_What is needed_
Identify all lines in the data containing the string "components". Copy them out.

_Dataset section_
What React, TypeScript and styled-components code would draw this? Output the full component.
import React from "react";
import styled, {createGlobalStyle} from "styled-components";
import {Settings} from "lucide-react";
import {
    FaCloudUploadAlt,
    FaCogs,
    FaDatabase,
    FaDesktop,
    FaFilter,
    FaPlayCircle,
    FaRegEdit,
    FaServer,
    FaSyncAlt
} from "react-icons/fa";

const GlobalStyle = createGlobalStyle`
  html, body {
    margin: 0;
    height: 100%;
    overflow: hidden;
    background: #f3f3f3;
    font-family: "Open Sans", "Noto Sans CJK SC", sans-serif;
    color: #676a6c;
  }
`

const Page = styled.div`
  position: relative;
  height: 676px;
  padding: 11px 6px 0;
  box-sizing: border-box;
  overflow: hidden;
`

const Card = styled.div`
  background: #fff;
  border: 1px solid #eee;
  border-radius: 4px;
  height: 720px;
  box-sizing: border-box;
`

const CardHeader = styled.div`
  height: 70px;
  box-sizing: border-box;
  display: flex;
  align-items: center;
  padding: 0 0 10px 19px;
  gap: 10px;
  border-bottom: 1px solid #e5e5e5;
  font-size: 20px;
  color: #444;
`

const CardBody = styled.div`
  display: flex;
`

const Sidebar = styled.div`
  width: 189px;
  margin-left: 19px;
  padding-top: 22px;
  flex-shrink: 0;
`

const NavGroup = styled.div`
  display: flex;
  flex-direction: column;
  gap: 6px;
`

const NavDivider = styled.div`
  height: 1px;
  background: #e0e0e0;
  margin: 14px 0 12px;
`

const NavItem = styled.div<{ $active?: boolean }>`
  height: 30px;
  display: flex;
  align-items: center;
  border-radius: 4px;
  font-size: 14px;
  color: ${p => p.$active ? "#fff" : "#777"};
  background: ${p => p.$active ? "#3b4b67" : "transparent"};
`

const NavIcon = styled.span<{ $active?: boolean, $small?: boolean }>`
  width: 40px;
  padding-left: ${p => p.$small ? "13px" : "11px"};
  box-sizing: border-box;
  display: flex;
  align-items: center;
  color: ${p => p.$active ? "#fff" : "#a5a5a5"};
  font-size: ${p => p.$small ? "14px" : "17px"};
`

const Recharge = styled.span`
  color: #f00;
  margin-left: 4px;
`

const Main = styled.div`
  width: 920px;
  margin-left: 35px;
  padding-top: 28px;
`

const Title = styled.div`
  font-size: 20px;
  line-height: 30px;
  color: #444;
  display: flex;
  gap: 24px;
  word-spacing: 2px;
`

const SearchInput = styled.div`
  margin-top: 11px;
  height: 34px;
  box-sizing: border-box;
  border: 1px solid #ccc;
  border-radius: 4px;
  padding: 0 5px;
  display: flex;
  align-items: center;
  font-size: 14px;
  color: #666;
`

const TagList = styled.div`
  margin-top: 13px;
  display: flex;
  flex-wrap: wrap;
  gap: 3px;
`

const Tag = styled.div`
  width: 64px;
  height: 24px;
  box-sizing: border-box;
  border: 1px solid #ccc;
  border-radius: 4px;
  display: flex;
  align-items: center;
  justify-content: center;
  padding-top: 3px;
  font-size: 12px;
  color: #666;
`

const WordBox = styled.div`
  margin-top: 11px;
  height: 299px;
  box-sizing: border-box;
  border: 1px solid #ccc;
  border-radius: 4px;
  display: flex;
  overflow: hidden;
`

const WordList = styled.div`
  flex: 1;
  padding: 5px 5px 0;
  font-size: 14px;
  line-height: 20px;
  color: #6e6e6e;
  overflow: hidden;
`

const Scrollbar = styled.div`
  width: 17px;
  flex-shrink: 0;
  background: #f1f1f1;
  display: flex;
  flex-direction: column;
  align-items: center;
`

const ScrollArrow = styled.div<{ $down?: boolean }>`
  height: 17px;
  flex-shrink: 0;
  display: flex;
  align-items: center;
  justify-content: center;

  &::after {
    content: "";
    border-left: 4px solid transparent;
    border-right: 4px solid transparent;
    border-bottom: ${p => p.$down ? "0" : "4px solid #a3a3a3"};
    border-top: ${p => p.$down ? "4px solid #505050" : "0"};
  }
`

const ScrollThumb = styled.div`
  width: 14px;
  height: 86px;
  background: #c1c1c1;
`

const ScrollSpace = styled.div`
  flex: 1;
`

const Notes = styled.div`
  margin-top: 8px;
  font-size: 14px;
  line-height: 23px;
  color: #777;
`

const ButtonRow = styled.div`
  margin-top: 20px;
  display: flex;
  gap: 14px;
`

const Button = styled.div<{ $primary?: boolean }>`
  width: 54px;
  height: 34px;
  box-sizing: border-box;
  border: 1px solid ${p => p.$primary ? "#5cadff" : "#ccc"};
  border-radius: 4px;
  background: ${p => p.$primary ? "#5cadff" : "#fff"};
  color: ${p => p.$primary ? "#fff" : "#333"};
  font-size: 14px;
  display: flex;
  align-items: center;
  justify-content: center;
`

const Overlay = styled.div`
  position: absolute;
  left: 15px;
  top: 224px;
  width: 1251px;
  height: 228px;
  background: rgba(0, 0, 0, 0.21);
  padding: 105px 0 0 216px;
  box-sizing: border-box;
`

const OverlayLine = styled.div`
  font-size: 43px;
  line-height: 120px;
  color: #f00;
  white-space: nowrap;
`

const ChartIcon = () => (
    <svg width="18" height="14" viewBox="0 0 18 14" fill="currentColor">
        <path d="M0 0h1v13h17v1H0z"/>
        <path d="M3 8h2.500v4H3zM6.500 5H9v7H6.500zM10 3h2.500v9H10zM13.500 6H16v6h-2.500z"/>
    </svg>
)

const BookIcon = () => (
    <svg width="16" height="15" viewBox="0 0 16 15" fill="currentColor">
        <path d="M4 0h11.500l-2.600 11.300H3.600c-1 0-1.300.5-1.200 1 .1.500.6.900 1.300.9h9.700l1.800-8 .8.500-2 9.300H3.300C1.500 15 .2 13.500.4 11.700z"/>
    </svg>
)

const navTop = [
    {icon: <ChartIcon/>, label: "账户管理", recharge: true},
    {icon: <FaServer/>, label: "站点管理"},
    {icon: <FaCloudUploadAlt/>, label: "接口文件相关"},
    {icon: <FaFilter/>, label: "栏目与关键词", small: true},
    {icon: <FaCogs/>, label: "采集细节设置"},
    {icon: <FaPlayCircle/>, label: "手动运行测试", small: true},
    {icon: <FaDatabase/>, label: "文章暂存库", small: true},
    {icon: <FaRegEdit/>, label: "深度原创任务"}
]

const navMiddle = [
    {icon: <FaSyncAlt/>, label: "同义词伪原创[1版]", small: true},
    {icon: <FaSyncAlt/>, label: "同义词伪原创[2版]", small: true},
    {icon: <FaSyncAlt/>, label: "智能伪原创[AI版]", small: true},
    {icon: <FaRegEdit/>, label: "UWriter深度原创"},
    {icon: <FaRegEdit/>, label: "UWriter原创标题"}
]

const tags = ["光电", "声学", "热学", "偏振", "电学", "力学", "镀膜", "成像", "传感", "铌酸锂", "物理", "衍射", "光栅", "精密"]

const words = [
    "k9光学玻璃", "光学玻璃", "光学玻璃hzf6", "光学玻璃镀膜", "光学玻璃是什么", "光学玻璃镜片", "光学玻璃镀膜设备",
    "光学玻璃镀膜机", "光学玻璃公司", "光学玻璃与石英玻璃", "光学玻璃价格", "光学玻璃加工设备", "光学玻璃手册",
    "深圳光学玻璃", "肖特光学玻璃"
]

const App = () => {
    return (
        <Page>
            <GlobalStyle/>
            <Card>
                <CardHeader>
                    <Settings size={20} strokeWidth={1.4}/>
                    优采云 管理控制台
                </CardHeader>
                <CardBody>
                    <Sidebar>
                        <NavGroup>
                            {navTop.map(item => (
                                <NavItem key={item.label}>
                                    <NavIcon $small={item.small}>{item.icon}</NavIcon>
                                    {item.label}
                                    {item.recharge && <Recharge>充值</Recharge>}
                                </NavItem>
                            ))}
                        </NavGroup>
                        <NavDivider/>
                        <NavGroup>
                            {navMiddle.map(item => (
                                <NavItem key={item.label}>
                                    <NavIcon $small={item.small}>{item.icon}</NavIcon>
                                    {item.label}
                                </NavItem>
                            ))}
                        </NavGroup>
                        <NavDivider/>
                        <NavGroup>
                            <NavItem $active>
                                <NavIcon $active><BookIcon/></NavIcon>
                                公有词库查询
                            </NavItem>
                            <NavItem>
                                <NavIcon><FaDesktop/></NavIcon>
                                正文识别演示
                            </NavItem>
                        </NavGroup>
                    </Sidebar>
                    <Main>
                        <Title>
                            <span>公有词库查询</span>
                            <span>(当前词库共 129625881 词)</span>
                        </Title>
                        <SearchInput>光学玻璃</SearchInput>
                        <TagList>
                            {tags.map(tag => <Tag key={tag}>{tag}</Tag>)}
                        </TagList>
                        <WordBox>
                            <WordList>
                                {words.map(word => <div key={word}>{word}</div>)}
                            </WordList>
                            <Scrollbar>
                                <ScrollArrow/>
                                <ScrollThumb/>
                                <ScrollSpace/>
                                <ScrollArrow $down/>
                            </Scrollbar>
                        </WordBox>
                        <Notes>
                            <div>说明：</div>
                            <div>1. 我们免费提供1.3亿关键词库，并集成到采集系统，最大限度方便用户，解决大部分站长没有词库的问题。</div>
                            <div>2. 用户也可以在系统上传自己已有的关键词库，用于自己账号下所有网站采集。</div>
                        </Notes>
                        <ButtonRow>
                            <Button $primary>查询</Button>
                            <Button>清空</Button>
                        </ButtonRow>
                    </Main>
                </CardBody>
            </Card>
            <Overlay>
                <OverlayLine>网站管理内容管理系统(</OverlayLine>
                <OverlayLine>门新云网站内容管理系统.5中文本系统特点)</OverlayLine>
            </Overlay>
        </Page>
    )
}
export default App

_Worked solution_
What React, TypeScript and styled-components code would draw this? Output the full component.
import styled, {createGlobalStyle} from "styled-components";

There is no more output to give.